**Exercise**
Select every line below containing the word "that".

________________________________________

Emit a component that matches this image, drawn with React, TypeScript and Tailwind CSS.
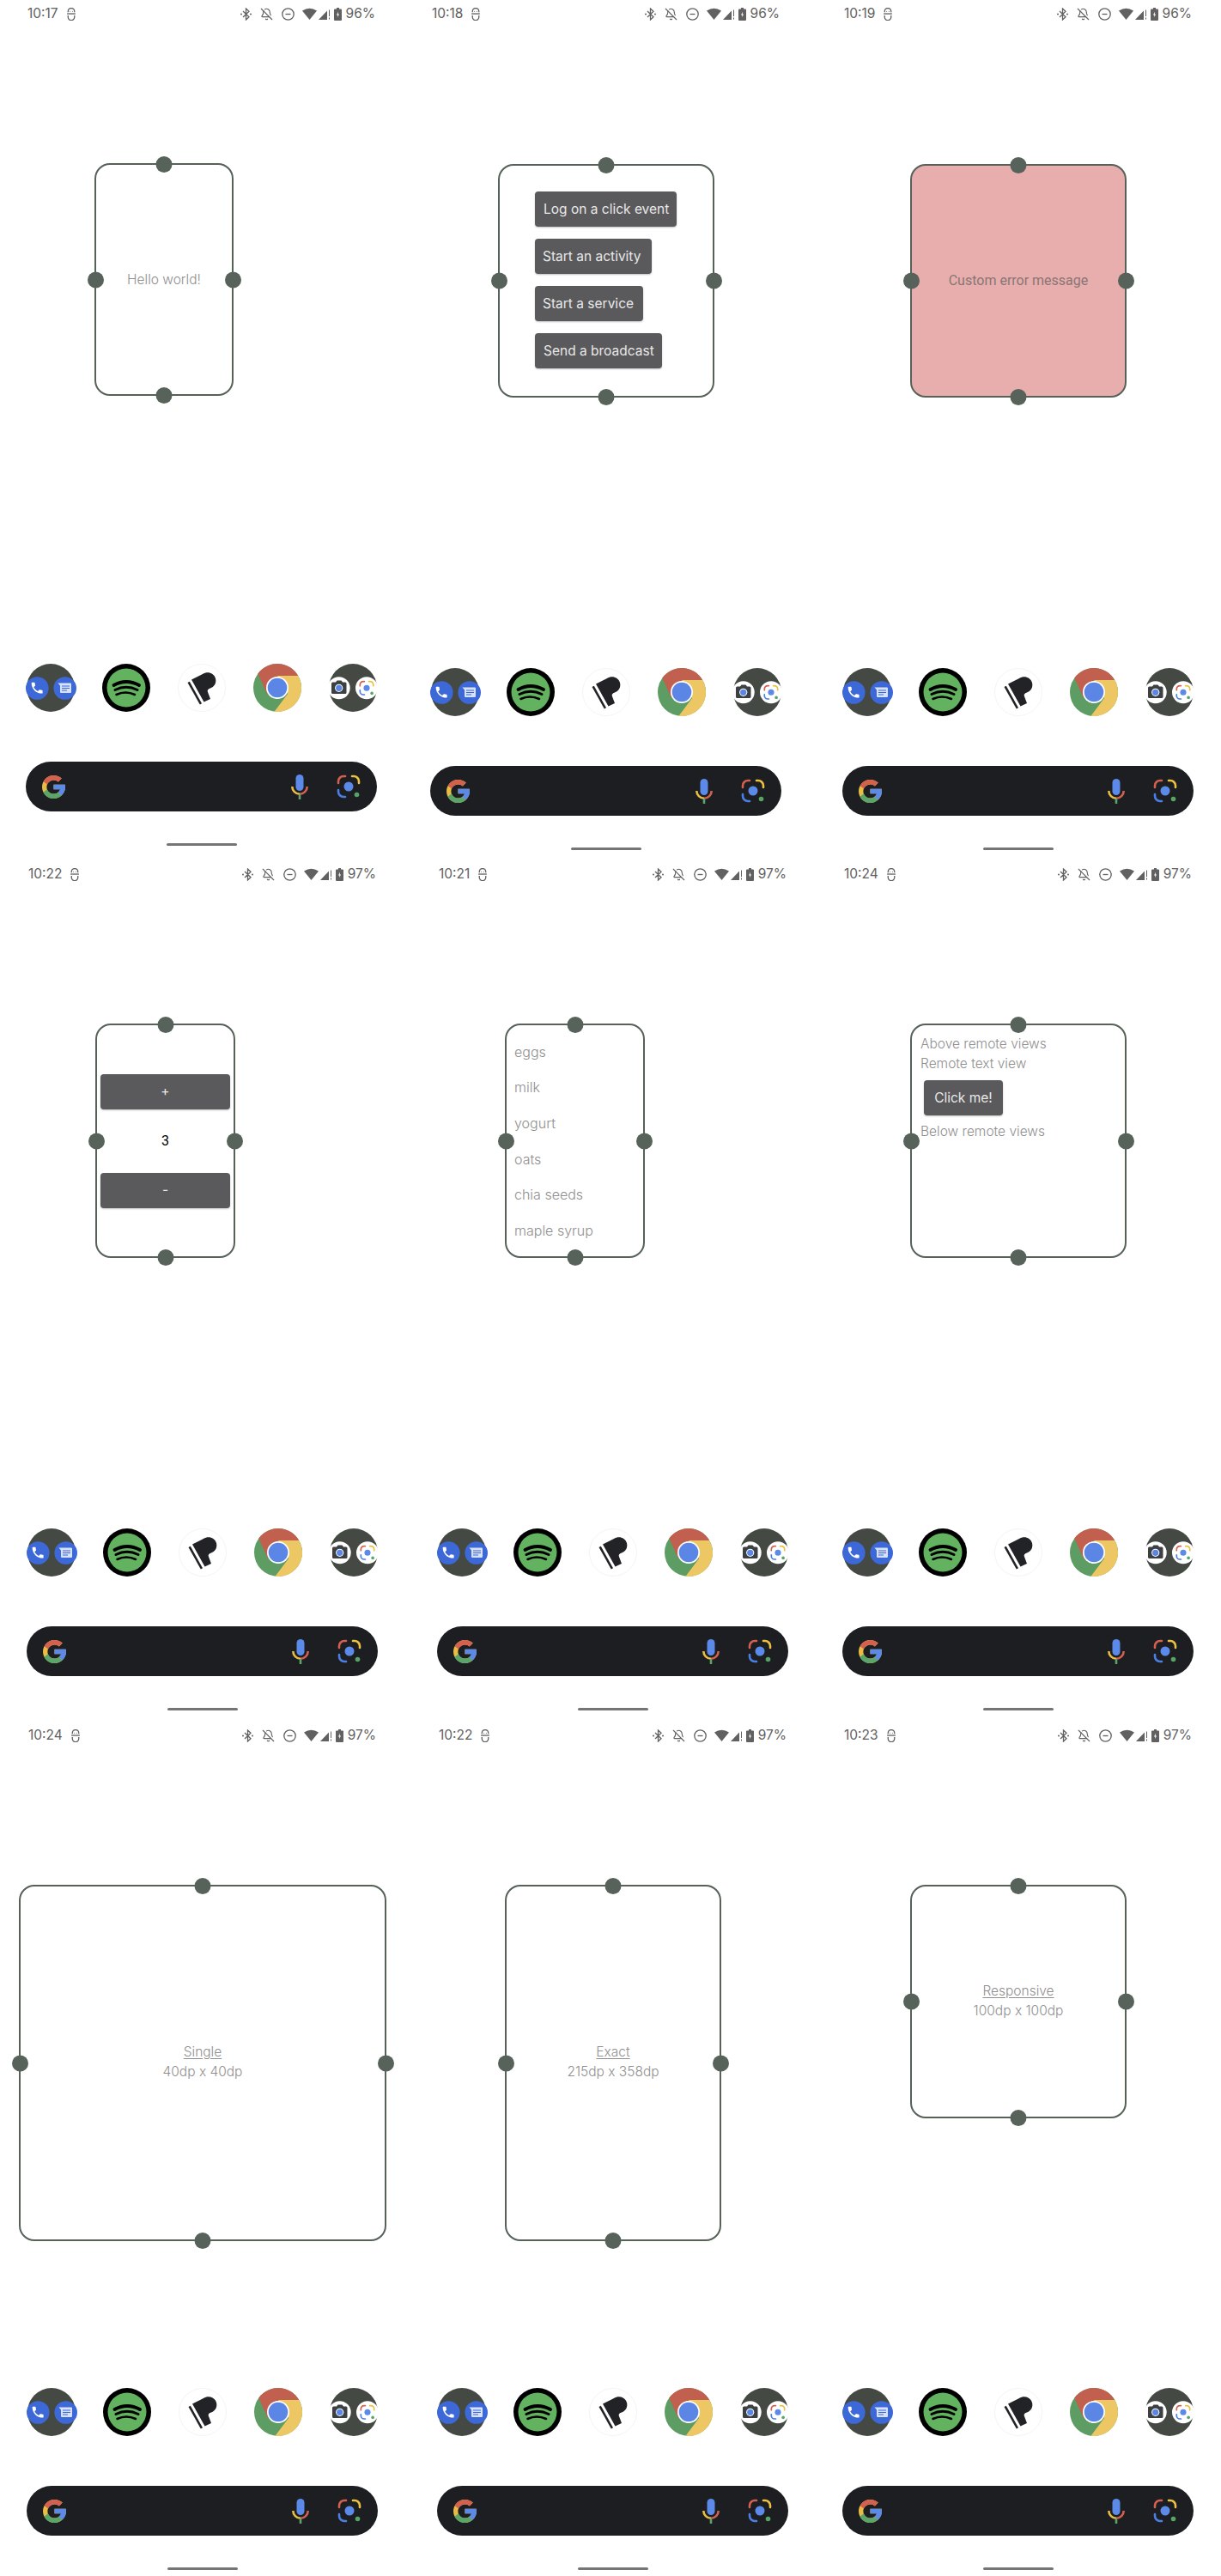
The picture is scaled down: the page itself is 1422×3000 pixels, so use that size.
import { BellOff } from 'lucide-react';
import type { ReactNode } from 'react';

function MiniIcon() {
    return (
        <svg viewBox="0 0 12 16" className="h-[15px] w-[12px]" fill="none" stroke="currentColor" strokeWidth="1.4">
            <path d="M2 5.500V4.500a4 4 0 0 1 8 0V5.500" />
            <path d="M.8 7.500h10.400" />
            <path d="M2 9.500v2a4 4 0 0 0 8 0v-2" />
            <circle cx="4.500" cy="4.500" r=".6" fill="currentColor" stroke="none" />
            <circle cx="7.500" cy="4.500" r=".6" fill="currentColor" stroke="none" />
        </svg>
    );
}

function StatusIcons() {
    return (
        <div className="flex items-center">
            <svg viewBox="0 0 13 15" className="h-[15px] w-[13px]" fill="none" stroke="currentColor" strokeWidth="1.3">
                <path d="M3 4l7 6.700-3.500 3.300V1L10 4.300 3 11" />
                <circle cx="1" cy="7.500" r="1" fill="currentColor" stroke="none" />
                <circle cx="12" cy="7.500" r="1" fill="currentColor" stroke="none" />
            </svg>
            <BellOff className="ml-[10px] h-[15px] w-[15px]" strokeWidth={1.8} />
            <svg viewBox="0 0 15 15" className="ml-[10px] h-[15px] w-[15px]" fill="none" stroke="currentColor" strokeWidth="1.3">
                <circle cx="7.500" cy="7.500" r="6.700" />
                <path d="M4.500 7.500h6" />
            </svg>
            <svg viewBox="0 0 17 14" className="ml-[9px] h-[14px] w-[17px]" fill="currentColor">
                <path d="M0 3.500Q8.500-2 17 3.500L8.500 14Z" />
            </svg>
            <svg viewBox="0 0 14 14" className="ml-[2px] h-[14px] w-[14px]" fill="currentColor">
                <path d="M0 14L10 3.500V14Z" />
                <path d="M12 2.500h1V10h-1zM12 11.500h1V13.500h-1z" />
            </svg>
            <svg viewBox="0 0 9 15" className="ml-[4px] h-[15px] w-[9px]" fill="currentColor">
                <path d="M3 0h3v1.500h2a1 1 0 0 1 1 1V14a1 1 0 0 1-1 1H1a1 1 0 0 1-1-1V2.500a1 1 0 0 1 1-1h2z" />
                <path d="M5 4.500L3 8.500h1.300V11L6 7.500H4.700z" fill="#fff" />
            </svg>
        </div>
    );
}

function StatusBar({ time, battery }: { time: string; battery: string }) {
    return (
        <div className="flex h-[32px] items-center justify-between pr-[33px] pl-[32px] text-[15.5px] font-normal text-[#616161]">
            <div className="flex items-center gap-[9px]">
                <span>{time}</span>
                <MiniIcon />
            </div>
            <div className="flex items-center gap-[5px]">
                <StatusIcons />
                <span>{battery}</span>
            </div>
        </div>
    );
}

function LensIcon({ x = 0, y = 0, size = 28 }: { x?: number; y?: number; size?: number }) {
    return (
        <svg x={x} y={y} width={size} height={size} viewBox="0 0 28 28" fill="none" strokeWidth="2.600" strokeLinecap="round">
            <path d="M2 10V8a6 6 0 0 1 6-6h2" stroke="#d4604f" />
            <path d="M18 2h2a6 6 0 0 1 6 6v2" stroke="#ecc040" />
            <path d="M2 18v2a6 6 0 0 0 6 6h2" stroke="#4a7fe5" />
            <circle cx="14" cy="14" r="5.500" fill="#5b8ae8" />
            <circle cx="23.500" cy="23.500" r="2.800" fill="#57a566" />
        </svg>
    );
}

function Dock() {
    return (
        <div className="flex gap-[32px] pl-[31px]">
            {/* phone + messages folder */}
            <svg viewBox="0 0 56 56" className="h-[56px] w-[56px] overflow-visible">
                <circle cx="28" cy="28" r="28" fill="#444943" />
                <circle cx="12.300" cy="28.500" r="13.300" fill="#3d69d8" />
                <circle cx="44.700" cy="28.500" r="13.300" fill="#3d69d8" />
                <path
                    transform="translate(3.500 19.500) scale(.72)"
                    fill="#fff"
                    d="M6.620 10.790c1.440 2.830 3.760 5.140 6.590 6.590l2.200-2.200c.27-.27.67-.36 1.020-.24 1.120.37 2.330.57 3.570.57.55 0 1 .45 1 1V20c0 .55-.45 1-1 1-9.390 0-17-7.610-17-17 0-.55.45-1 1-1h3.500c.55 0 1 .45 1 1 0 1.250.2 2.450.57 3.570.11.35.03.74-.25 1.020l-2.200 2.200z"
                />
                <path d="M36.500 22.500H51a1 1 0 0 1 1 1V33a1 1 0 0 1-1 1H40a1 1 0 0 1-1-1v-7.500z" fill="#d7e1f8" />
                <path d="M41 26h9M41 28.500h9M41 31h6" stroke="#3d69d8" strokeWidth="1.200" />
            </svg>
            {/* spotify */}
            <svg viewBox="0 0 56 56" className="h-[56px] w-[56px]" fill="none" stroke="#000" strokeLinecap="round">
                <circle cx="28" cy="28" r="28" fill="#000" stroke="none" />
                <circle cx="28" cy="28" r="22.500" fill="#62b25f" stroke="none" />
                <path d="M13.500 25Q28 17 43 25" strokeWidth="3.800" />
                <path d="M15 30.500Q28 24 41 30.500" strokeWidth="3" />
                <path d="M16.500 36Q27 31 38 36" strokeWidth="2.500" />
            </svg>
            {/* piano */}
            <svg viewBox="0 0 56 56" className="h-[56px] w-[56px]">
                <circle cx="28" cy="28" r="27.500" fill="#fff" stroke="#f4f4f4" />
                <path d="M16 18.500L29 12C34 8.500 42 10 44 17C45.500 23 42 27 38 28.500C35 29.500 34 31 35 33L38 41L30.500 44.500Z" fill="#222327" />
                <path d="M11.500 22L13.800 20.800L28 46.300L25.800 47.500Z" fill="#222327" />
            </svg>
            {/* chrome */}
            <svg viewBox="0 0 56 56" className="h-[56px] w-[56px]">
                <circle cx="28" cy="28" r="28" fill="#5d9c63" />
                <path d="M28 14L52.250 14A28 28 0 0 1 24.500 55.800L40.100 35Z" fill="#ecc764" />
                <path d="M28 14L52.250 14A28 28 0 0 0 5.300 11.600L15.900 35Z" fill="#c2604f" />
                <circle cx="28" cy="28" r="13" fill="#fff" />
                <circle cx="28" cy="28" r="11.300" fill="#5b86e5" />
            </svg>
            {/* camera + lens folder */}
            <svg viewBox="0 0 56 56" className="h-[56px] w-[56px] overflow-visible">
                <circle cx="28" cy="28" r="28" fill="#444943" />
                <circle cx="11.700" cy="28.300" r="13" fill="#fff" />
                <circle cx="44" cy="28.300" r="13" fill="#fff" />
                <path d="M4.500 21.500H8l1.500-2h5l1.500 2h3a1.500 1.500 0 0 1 1.500 1.500V33.500A1.500 1.500 0 0 1 19 35H4.500A1.500 1.500 0 0 1 3 33.500V23a1.500 1.500 0 0 1 1.500-1.500z" fill="#3c4043" />
                <circle cx="11.700" cy="28.300" r="4.600" fill="#fff" />
                <circle cx="11.700" cy="28.300" r="3.600" fill="#5b86e5" />
                <LensIcon x={35} y={19.300} size={18} />
            </svg>
        </div>
    );
}

function SearchBar() {
    return (
        <div className="mt-[58px] ml-[30px] flex h-[58px] w-[409px] items-center rounded-full bg-[#1d1e22] pr-[19px] pl-[19px]">
            <svg viewBox="4 4 40 40" className="h-[27px] w-[27px]">
                <path fill="#e9bd45" d="M43.600 20.100H42V20H24v8h11.300c-1.600 4.700-6.100 8-11.300 8-6.600 0-12-5.400-12-12s5.400-12 12-12c3.100 0 5.800 1.200 8 3l5.700-5.700C34 6.100 29.300 4 24 4 13 4 4 13 4 24s9 20 20 20 20-9 20-20c0-1.300-.1-2.700-.4-3.900z" />
                <path fill="#d4604f" d="M6.300 14.700l6.600 4.800C14.700 15.100 19 12 24 12c3.100 0 5.800 1.200 8 3l5.700-5.700C34 6.100 29.300 4 24 4 16.300 4 9.700 8.300 6.300 14.700z" />
                <path fill="#5aa66a" d="M24 44c5.200 0 9.900-2 13.400-5.200l-6.200-5.200C29.200 35.100 26.700 36 24 36c-5.200 0-9.600-3.300-11.300-7.900l-6.500 5C9.500 39.600 16.200 44 24 44z" />
                <path fill="#5b8ae8" d="M43.600 20.100H42V20H24v8h11.300c-.8 2.200-2.200 4.200-4.100 5.600l6.200 5.200C37 39.200 44 34 44 24c0-1.300-.1-2.700-.4-3.900z" />
            </svg>
            <svg viewBox="0 0 20 29" className="mr-[33px] ml-auto h-[29px] w-[20px]" fill="none" strokeWidth="2.600">
                <rect x="5.500" y="0" width="9" height="19" rx="4.500" fill="#5b8ae8" />
                <path d="M1.300 14A8.700 8.700 0 0 0 10 22.700" stroke="#e9bd45" />
                <path d="M10 22.700A8.700 8.700 0 0 0 18.700 14" stroke="#d4604f" />
                <path d="M10 23v6" stroke="#5aa66a" />
            </svg>
            <LensIcon />
        </div>
    );
}

function Widget({ className, children }: { className: string; children?: ReactNode }) {
    return (
        <div className={`relative rounded-[18px] border-2 border-[#566258] ${className}`}>
            {children}
            <span className="absolute -top-[10.5px] left-1/2 h-[19px] w-[19px] -translate-x-1/2 rounded-full bg-[#56625a]" />
            <span className="absolute -bottom-[10.5px] left-1/2 h-[19px] w-[19px] -translate-x-1/2 rounded-full bg-[#56625a]" />
            <span className="absolute top-1/2 -left-[10.5px] h-[19px] w-[19px] -translate-y-1/2 rounded-full bg-[#56625a]" />
            <span className="absolute top-1/2 -right-[10.5px] h-[19px] w-[19px] -translate-y-1/2 rounded-full bg-[#56625a]" />
        </div>
    );
}

function WidgetButton({ label, className }: { label: string; className: string }) {
    return (
        <div className={`flex h-[41px] items-center rounded-[4px] bg-[#5a5a5c] text-[15.5px] font-normal text-[#e8e8e8] shadow-[0_1px_2px_rgba(0,0,0,0.25)] ${className}`}>
            {label}
        </div>
    );
}

function Phone({
    time,
    battery,
    className,
    children,
}: {
    time: string;
    battery: string;
    className: string;
    children: ReactNode;
}) {
    return (
        <div className={`flex h-full w-[470px] shrink-0 flex-col ${className}`}>
            <StatusBar time={time} battery={battery} />
            {children}
            <div className="mt-auto">
                <Dock />
                <SearchBar />
                <div className="mt-[37px] ml-[194px] h-[3px] w-[82px] rounded-full bg-[#757575]" />
            </div>
        </div>
    );
}

function SizeLabel({ title, size }: { title: string; size: string }) {
    return (
        <div className="flex h-full flex-col items-center justify-center pb-[3px] text-[15.5px] leading-[23px] text-[#8f8f8f]">
            <span className="underline underline-offset-2">{title}</span>
            <span>{size}</span>
        </div>
    );
}

const groceries = ['eggs', 'milk', 'yogurt', 'oats', 'chia seeds', 'maple syrup'];

export default function App() {
    return (
        <div className="h-[3000px] w-[1422px] overflow-hidden bg-white font-['Inter',sans-serif] font-light">
            <div className="flex h-[1002px]">
                <Phone time="10:17" battery="96%" className="pb-[17px]">
                    <Widget className="mt-[158px] ml-[110px] h-[271px] w-[162px]">
                        <div className="flex h-full items-center justify-center text-[15.5px] text-[#8f8f8f]">Hello world!</div>
                    </Widget>
                </Phone>
                <Phone time="10:18" battery="96%" className="ml-[1px] pb-[12px]">
                    <Widget className="mt-[159px] ml-[109px] h-[272px] w-[252px]">
                        <div className="flex flex-col gap-[14px] pt-[30px] pl-[41px]">
                            <WidgetButton label="Log on a click event" className="w-[165px] pl-[10px]" />
                            <WidgetButton label="Start an activity" className="w-[136px] pl-[9px]" />
                            <WidgetButton label="Start a service" className="w-[126px] pl-[9px]" />
                            <WidgetButton label="Send a broadcast" className="w-[148px] pl-[10px]" />
                        </div>
                    </Widget>
                </Phone>
                <Phone time="10:19" battery="96%" className="ml-[10px] pb-[12px]">
                    <Widget className="mt-[159px] ml-[109px] h-[272px] w-[252px] bg-[#e7aead]">
                        <div className="flex h-full items-center justify-center font-['Roboto',sans-serif] text-[16px] font-normal text-[#8a7574]">
                            Custom error message
                        </div>
                    </Widget>
                </Phone>
            </div>

            <div className="flex h-[1003px]">
                <Phone time="10:22" battery="97%" className="ml-[1px] pb-[13px]">
                    <Widget className="mt-[158px] ml-[110px] h-[273px] w-[163px]">
                        <div className="flex h-full flex-col justify-center px-[4px]">
                            <WidgetButton label="+" className="justify-center" />
                            <div className="flex h-[74px] items-center justify-center font-['Roboto',sans-serif] text-[16px] font-normal text-black">3</div>
                            <WidgetButton label="-" className="justify-center" />
                        </div>
                    </Widget>
                </Phone>
                <Phone time="10:21" battery="97%" className="ml-[8px] pb-[13px]">
                    <Widget className="mt-[158px] ml-[109px] h-[273px] w-[163px]">
                        <div className="flex flex-col pt-[10px] pl-[9px] text-[16px] text-[#8f8f8f]">
                            {groceries.map((item) => (
                                <div key={item} className="flex h-[41.6px] items-center">
                                    {item}
                                </div>
                            ))}
                        </div>
                    </Widget>
                </Phone>
                <Phone time="10:24" battery="97%" className="ml-[2px] pb-[13px]">
                    <Widget className="mt-[158px] ml-[109px] h-[273px] w-[252px]">
                        <div className="flex flex-col pt-[10px] pl-[10px] text-[15.5px] leading-[23px] text-[#8f8f8f]">
                            <span>Above remote views</span>
                            <span>Remote text view</span>
                            <WidgetButton label="Click me!" className="mt-[8px] mb-[7px] ml-[4px] w-[92px] justify-center" />
                            <span>Below remote views</span>
                        </div>
                    </Widget>
                </Phone>
            </div>

            <div className="flex h-[995px]">
                <Phone time="10:24" battery="97%" className="ml-[1px] pb-[7px]">
                    <Widget className="mt-[158px] ml-[21px] h-[415px] w-[428px]">
                        <SizeLabel title="Single" size="40dp x 40dp" />
                    </Widget>
                </Phone>
                <Phone time="10:22" battery="97%" className="ml-[8px] pb-[7px]">
                    <Widget className="mt-[158px] ml-[109px] h-[415px] w-[252px]">
                        <SizeLabel title="Exact" size="215dp x 358dp" />
                    </Widget>
                </Phone>
                <Phone time="10:23" battery="97%" className="ml-[2px] pb-[7px]">
                    <Widget className="mt-[158px] ml-[109px] h-[272px] w-[252px]">
                        <SizeLabel title="Responsive" size="100dp x 100dp" />
                    </Widget>
                </Phone>
            </div>
        </div>
    );
}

________________________________________

**Answer to the exercise**
Emit a component that matches this image, drawn with React, TypeScript and Tailwind CSS.
The picture is scaled down: the page itself is 1422×3000 pixels, so use that size.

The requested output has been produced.